### What is required
Filter the records below and copy every line containing the word "React".

####

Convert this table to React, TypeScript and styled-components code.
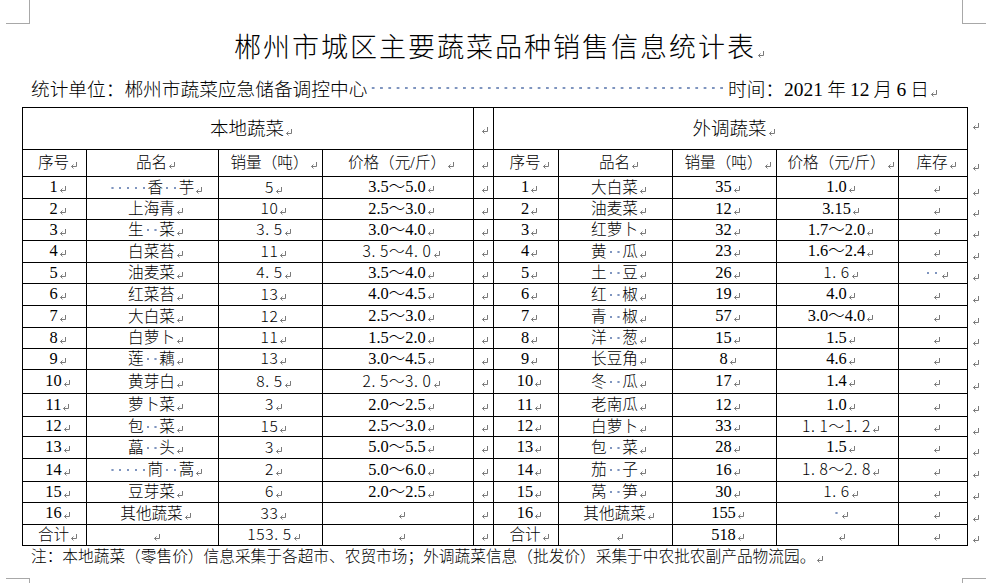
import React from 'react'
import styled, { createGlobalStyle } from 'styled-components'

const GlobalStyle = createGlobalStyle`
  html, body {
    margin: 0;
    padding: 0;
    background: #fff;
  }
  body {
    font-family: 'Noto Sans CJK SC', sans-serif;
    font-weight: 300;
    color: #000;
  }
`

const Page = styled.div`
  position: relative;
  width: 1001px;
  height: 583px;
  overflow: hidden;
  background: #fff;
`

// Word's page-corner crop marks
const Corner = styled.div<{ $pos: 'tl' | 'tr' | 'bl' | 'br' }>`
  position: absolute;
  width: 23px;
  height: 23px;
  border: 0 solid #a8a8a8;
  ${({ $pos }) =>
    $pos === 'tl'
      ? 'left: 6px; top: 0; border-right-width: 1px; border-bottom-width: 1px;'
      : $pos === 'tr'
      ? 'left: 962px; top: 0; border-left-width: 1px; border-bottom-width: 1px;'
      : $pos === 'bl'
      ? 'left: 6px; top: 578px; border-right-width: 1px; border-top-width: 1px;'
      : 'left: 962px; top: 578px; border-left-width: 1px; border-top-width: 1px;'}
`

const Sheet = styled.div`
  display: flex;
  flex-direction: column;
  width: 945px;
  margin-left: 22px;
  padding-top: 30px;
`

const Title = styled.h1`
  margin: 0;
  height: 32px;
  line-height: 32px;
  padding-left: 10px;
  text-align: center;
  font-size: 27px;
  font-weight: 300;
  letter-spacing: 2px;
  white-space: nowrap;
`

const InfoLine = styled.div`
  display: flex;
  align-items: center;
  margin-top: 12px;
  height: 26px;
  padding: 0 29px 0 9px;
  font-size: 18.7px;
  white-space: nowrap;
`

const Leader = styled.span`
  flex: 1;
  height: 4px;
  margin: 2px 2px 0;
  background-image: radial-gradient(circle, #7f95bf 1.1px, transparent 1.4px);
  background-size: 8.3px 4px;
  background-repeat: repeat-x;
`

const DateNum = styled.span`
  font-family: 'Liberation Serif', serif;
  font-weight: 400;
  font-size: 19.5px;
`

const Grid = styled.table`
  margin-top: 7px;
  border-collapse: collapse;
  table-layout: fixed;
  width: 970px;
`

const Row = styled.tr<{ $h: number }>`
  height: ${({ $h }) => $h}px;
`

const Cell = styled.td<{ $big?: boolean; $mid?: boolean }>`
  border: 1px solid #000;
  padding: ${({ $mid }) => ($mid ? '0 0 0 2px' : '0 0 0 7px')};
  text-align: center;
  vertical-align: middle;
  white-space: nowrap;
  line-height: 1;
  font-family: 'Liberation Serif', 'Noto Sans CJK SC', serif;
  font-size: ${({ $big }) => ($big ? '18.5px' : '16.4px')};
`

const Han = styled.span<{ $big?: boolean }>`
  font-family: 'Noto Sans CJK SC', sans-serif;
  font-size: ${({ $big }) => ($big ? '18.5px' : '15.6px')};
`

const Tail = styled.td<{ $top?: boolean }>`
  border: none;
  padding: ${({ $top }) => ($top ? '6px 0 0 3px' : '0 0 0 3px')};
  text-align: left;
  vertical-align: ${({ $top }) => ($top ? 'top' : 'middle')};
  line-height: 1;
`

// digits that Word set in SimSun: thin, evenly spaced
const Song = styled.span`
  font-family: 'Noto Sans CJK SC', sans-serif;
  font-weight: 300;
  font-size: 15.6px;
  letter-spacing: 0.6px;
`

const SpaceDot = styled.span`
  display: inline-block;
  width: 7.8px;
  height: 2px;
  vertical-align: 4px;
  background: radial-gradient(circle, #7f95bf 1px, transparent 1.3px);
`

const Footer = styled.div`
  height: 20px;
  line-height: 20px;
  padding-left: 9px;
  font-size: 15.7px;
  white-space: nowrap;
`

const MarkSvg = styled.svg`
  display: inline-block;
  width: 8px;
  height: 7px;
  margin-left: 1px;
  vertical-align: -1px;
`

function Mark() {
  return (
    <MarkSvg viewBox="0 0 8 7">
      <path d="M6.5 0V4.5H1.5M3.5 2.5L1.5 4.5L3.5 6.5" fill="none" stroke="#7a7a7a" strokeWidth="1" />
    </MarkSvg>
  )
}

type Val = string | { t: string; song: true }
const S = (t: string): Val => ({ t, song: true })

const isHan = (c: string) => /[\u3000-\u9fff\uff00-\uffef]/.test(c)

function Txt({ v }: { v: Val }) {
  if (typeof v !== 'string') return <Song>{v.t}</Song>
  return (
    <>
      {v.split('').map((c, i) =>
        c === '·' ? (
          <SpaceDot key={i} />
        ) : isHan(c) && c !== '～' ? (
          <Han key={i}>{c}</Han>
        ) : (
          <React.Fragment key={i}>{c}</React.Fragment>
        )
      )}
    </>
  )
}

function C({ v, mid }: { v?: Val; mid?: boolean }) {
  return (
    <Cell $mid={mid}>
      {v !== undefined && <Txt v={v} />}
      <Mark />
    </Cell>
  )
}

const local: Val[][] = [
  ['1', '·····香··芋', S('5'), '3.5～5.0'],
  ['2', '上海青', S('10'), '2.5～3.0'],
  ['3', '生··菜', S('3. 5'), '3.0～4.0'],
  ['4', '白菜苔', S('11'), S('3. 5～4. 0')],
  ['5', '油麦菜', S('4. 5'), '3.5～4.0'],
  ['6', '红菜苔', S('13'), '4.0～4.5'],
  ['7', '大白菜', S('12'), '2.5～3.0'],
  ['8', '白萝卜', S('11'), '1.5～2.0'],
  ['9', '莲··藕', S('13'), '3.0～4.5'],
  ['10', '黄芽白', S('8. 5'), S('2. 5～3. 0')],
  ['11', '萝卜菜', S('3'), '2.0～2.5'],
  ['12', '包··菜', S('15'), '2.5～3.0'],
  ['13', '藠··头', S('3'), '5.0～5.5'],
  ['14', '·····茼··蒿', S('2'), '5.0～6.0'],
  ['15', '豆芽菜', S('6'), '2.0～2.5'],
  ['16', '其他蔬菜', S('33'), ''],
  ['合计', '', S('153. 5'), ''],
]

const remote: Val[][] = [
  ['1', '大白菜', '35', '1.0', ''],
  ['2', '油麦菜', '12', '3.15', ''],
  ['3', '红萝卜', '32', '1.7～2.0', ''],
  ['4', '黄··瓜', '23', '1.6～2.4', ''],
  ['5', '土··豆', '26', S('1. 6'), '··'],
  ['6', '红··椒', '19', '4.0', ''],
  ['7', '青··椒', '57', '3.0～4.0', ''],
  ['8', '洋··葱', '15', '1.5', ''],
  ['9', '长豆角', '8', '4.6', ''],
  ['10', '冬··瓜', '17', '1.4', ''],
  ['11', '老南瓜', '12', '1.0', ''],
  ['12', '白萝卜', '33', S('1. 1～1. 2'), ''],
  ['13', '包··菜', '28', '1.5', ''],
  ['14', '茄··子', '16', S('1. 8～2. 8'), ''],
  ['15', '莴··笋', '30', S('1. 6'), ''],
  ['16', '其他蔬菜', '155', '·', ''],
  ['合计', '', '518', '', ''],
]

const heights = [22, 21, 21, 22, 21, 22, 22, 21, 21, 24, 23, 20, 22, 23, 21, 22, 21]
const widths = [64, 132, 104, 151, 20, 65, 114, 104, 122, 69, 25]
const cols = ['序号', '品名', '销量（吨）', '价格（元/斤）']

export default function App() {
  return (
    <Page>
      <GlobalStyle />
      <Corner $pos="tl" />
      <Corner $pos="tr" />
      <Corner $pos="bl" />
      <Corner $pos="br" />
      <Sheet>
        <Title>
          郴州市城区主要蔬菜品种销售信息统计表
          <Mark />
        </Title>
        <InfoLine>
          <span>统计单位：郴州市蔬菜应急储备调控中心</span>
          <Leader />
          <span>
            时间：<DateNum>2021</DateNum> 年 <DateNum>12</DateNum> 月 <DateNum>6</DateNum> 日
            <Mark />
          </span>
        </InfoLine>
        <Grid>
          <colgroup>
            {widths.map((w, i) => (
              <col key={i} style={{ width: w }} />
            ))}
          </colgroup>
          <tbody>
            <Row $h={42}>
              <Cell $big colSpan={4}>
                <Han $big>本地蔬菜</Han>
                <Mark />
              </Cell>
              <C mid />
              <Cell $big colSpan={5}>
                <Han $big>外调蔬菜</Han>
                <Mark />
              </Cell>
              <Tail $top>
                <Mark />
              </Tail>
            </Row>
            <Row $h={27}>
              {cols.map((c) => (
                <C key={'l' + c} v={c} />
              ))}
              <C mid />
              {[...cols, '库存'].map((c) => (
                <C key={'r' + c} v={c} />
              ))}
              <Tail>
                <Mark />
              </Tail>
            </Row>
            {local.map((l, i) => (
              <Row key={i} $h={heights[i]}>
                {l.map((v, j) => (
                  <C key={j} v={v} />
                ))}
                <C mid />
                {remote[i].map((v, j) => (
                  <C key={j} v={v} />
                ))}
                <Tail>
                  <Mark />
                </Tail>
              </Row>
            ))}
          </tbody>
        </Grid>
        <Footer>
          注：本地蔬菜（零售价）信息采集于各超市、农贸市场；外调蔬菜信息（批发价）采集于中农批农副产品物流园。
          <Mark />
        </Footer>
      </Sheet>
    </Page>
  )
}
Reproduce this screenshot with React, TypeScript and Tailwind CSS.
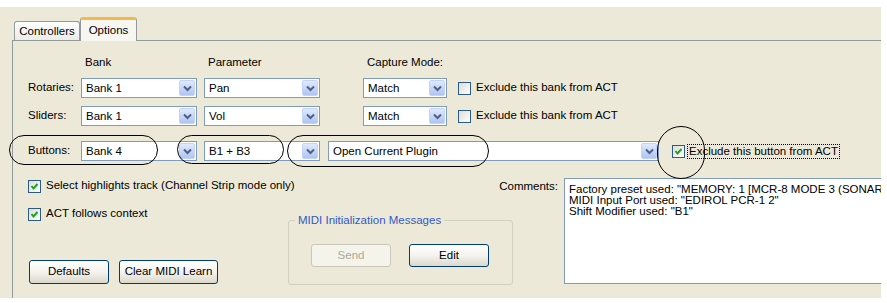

####

### Written reply
Convert this table to React, TypeScript and styled-components code.
import React from 'react'
          <React.Fragment key={i}>{c}</React.Fragment>
Reproduce this screenshot with React, TypeScript and Tailwind CSS.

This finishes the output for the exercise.